• **Your task**
Look over the lines below. Report each one that includes the string "document".

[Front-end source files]
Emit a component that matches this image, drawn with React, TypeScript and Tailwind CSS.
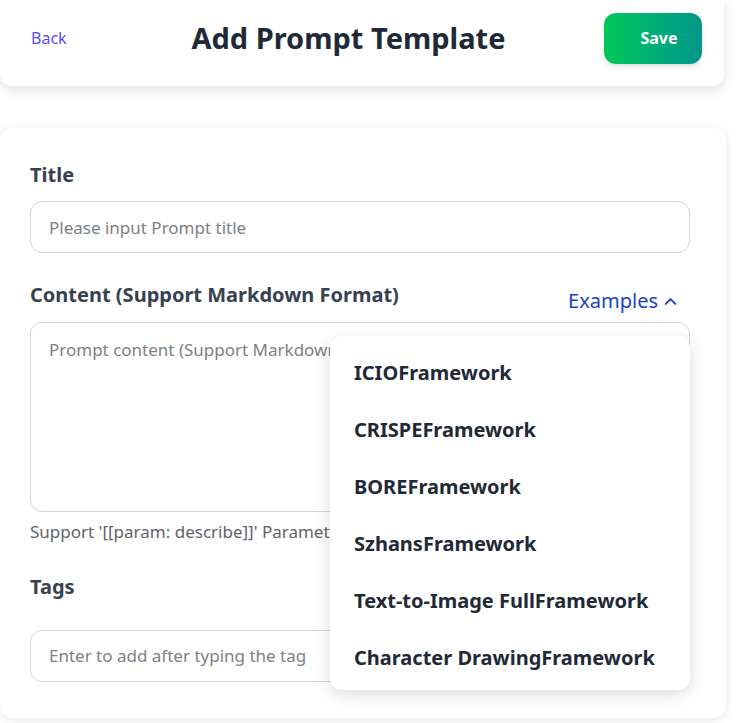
import React, { useState } from 'react';
import { ChevronUp } from 'lucide-react';

const examples = [
  'ICIOFramework',
  'CRISPEFramework',
  'BOREFramework',
  'SzhansFramework',
  'Text-to-Image FullFramework',
  'Character DrawingFramework',
];

export default function App() {
  const [open, setOpen] = useState(true);

  return (
    <div className="min-h-screen bg-white font-['Noto_Sans',sans-serif]">
      {/* Header */}
      <header className="w-[724px] h-[86px] bg-white rounded-b-xl shadow-[0_4px_12px_rgba(0,0,0,0.12)] flex items-center justify-between pl-[31px] pr-[22px] pb-[10px]">
        <a href="#" className="text-[16px] text-[#5b4cf5] w-[98px]">Back</a>
        <h1 className="text-[29px] font-bold text-[#1f2937] -translate-x-[18px]">Add Prompt Template</h1>
        <button className="w-[98px] h-[51px] rounded-xl bg-gradient-to-r from-[#00c853] to-[#00968a] text-white font-bold text-[16px] pl-[12px] shadow-md">
          Save
        </button>
      </header>

      {/* Form card */}
      <div className="mt-[42px] w-[726px] h-[590px] bg-white rounded-xl shadow-[0_2px_8px_rgba(0,0,0,0.10)] pl-[30px] pr-[36px] pt-[32px]">
        <label className="block text-[20px] font-bold text-[#374151]">Title</label>
        <input
          className="mt-[11px] w-full h-[52px] rounded-xl border border-[#d1d5db] px-[18px] text-[17px] text-[#374151] placeholder:text-[#7b7f86] outline-none"
          placeholder="Please input Prompt title"
        />

        <div className="relative mt-[27px]">
          <div className="flex items-end justify-between">
            <label className="block text-[20px] font-bold text-[#374151]">Content (Support Markdown Format)</label>
            <button
              onClick={() => setOpen(!open)}
              className="flex items-center gap-[3px] text-[20px] text-[#1a3fc4] pr-[10px] -mb-[6px]"
            >
              Examples
              <ChevronUp className="w-[19px] h-[19px]" strokeWidth={2.5} />
            </button>
          </div>
          <textarea
            className="mt-[12px] block w-full h-[190px] rounded-xl border border-[#d1d5db] px-[18px] py-[14px] text-[17px] resize-none placeholder:text-[#7b7f86] outline-none"
            placeholder="Prompt content (Support Markdown Format)"
          />
          <p className="mt-[7px] text-[17px] text-[#5f6368] whitespace-nowrap">Support '[[param: describe]]' Parameter Syntax</p>

          {open && (
            <div className="absolute left-[300px] top-[56px] w-[360px] bg-white rounded-xl shadow-[0_4px_16px_rgba(0,0,0,0.14)] pl-[24px] pt-[8px] pb-[4px] z-10">
              {examples.map((e) => (
                <div key={e} className="h-[57px] flex items-center text-[20px] font-bold text-[#1f2937]">
                  {e}
                </div>
              ))}
            </div>
          )}
        </div>

        <label className="block mt-[27px] text-[20px] font-bold text-[#374151]">Tags</label>
        <input
          className="mt-[28px] w-full h-[52px] rounded-xl border border-[#d1d5db] px-[18px] text-[17px] placeholder:text-[#7b7f86] outline-none"
          placeholder="Enter to add after typing the tag"
        />
      </div>
    </div>
  );
}
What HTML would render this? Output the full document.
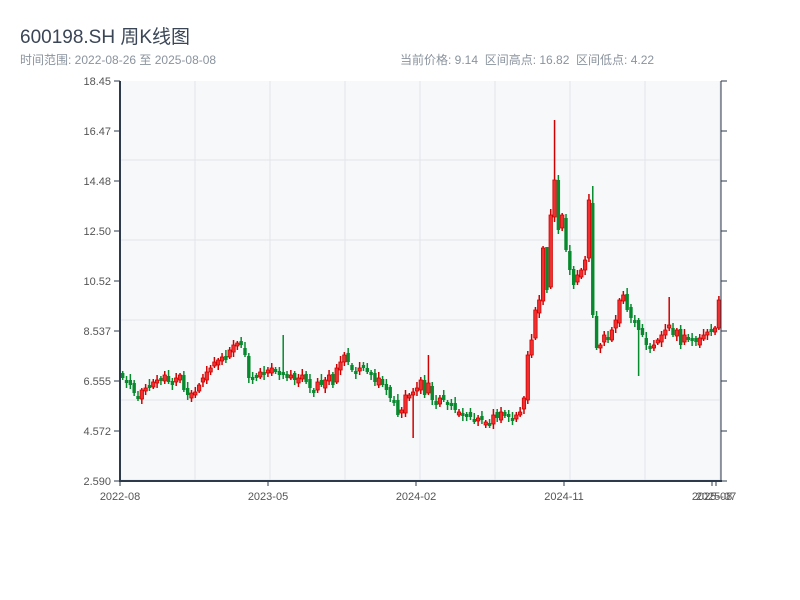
<!DOCTYPE html>
<html><head><meta charset="utf-8"><style>
html,body{margin:0;padding:0;background:#fff;width:800px;height:600px;overflow:hidden}
body{font-family:"Liberation Sans","Noto Sans CJK SC",sans-serif;position:relative}
.t{position:absolute;left:20px;top:22px;font-size:19px;color:#3a4556}
.s{position:absolute;top:51px;font-size:12px;color:#8a939e}
</style></head><body>
<div class="t">600198.SH 周K线图</div>
<div class="s" style="left:20px">时间范围: 2022-08-26 至 2025-08-08</div>
<div class="s" style="left:400px">当前价格: 9.14&nbsp;&nbsp;区间高点: 16.82&nbsp;&nbsp;区间低点: 4.22</div>
<svg id="c" width="800" height="600" style="position:absolute;left:0;top:0" font-family="Liberation Sans, sans-serif" font-size="11" fill="#555"></svg>
<script>
var s=document.getElementById('c'),h='';
h+='<rect x="120" y="81" width="601" height="400" fill="#f7f8fa"/>';
for(var y=160;y<481;y+=80)h+='<line x1="120" x2="721" y1="'+y+'" y2="'+y+'" stroke="#e2e4e8"/>';
for(var x=195;x<721;x+=75)h+='<line y1="81" y2="481" x1="'+x+'" x2="'+x+'" stroke="#e2e4e8"/>';
var c=[378,380,385,393,398,390,388,385,382,380,378,375,382,385,378,375,390,395,393,392,385,378,372,368,362,360,357,360,350,345,343,345,355,378,378,375,372,375,370,368,372,375,372,378,375,380,378,375,382,388,390,382,385,380,375,385,368,362,355,362,370,372,368,366,372,375,382,378,385,390,398,400,415,410,395,395,392,388,380,395,383,400,405,398,400,403,405,410,412,415,415,417,420,418,420,422,425,415,418,412,416,415,418,415,412,398,355,340,310,300,248,290,215,180,230,215,250,270,285,275,270,260,200,315,348,345,335,340,330,320,300,295,310,318,320,330,335,345,348,345,340,335,330,325,335,330,345,335,338,340,342,338,335,332,330,328,300];
var n=c.length,dx=600/n,p=376;
for(var i=0;i<n;i++){var o=p+((i*5)%7-3),cl=c[i],x=121+i*dx,t=Math.min(o,cl),b=Math.max(o,cl);if(b-t<3)b=t+3;
var hi=t-2-(i*7%5),lo=b+2+(i*3%4);if(i==113)hi=120;if(i==123)hi=186;if(i==42)hi=335;if(i==80)hi=355;if(i==76)lo=438;if(i==143)hi=297;if(i==135)lo=376;if(i==111)hi=285;
var up=cl<o,col=up?'#d10000':'#078a2e';
h+='<line x1="'+(x+1.7)+'" x2="'+(x+1.7)+'" y1="'+hi+'" y2="'+lo+'" stroke="'+col+'" stroke-width="1.5"/>';
h+='<rect x="'+x+'" y="'+t+'" width="3.4" height="'+(b-t)+'" fill="'+(up?'#f03030':col)+'" stroke="'+col+'" stroke-width="'+(up?0.8:0)+'"/>';p=cl;}
h+='<line x1="120" x2="120" y1="81" y2="482" stroke="#2d3a4b" stroke-width="2"/><line x1="119" x2="722" y1="481" y2="481" stroke="#2d3a4b" stroke-width="2"/><line x1="721" x2="721" y1="81" y2="481" stroke="#2d3a4b"/>';
var L=['18.45','16.47','14.48','12.50','10.52','8.537','6.555','4.572','2.590'];
for(var k=0;k<9;k++){var yy=81+k*50;h+='<line x1="114" x2="120" y1="'+yy+'" y2="'+yy+'" stroke="#2d3a4b"/><line x1="721" x2="727" y1="'+yy+'" y2="'+yy+'" stroke="#2d3a4b"/><text x="111" y="'+(yy+4)+'" text-anchor="end">'+L[k]+'</text>';}
var X=[[120,'2022-08'],[268,'2023-05'],[416,'2024-02'],[564,'2024-11'],[712,'2025-08'],[716,'2025-07']];
for(k=0;k<X.length;k++){h+='<line x1="'+X[k][0]+'" x2="'+X[k][0]+'" y1="481" y2="486" stroke="#2d3a4b"/><text x="'+X[k][0]+'" y="500" text-anchor="middle">'+X[k][1]+'</text>';}
s.innerHTML=h;
</script>
</body></html>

• **Reply**
What HTML would render this? Output the full document.
var s=document.getElementById('c'),h='';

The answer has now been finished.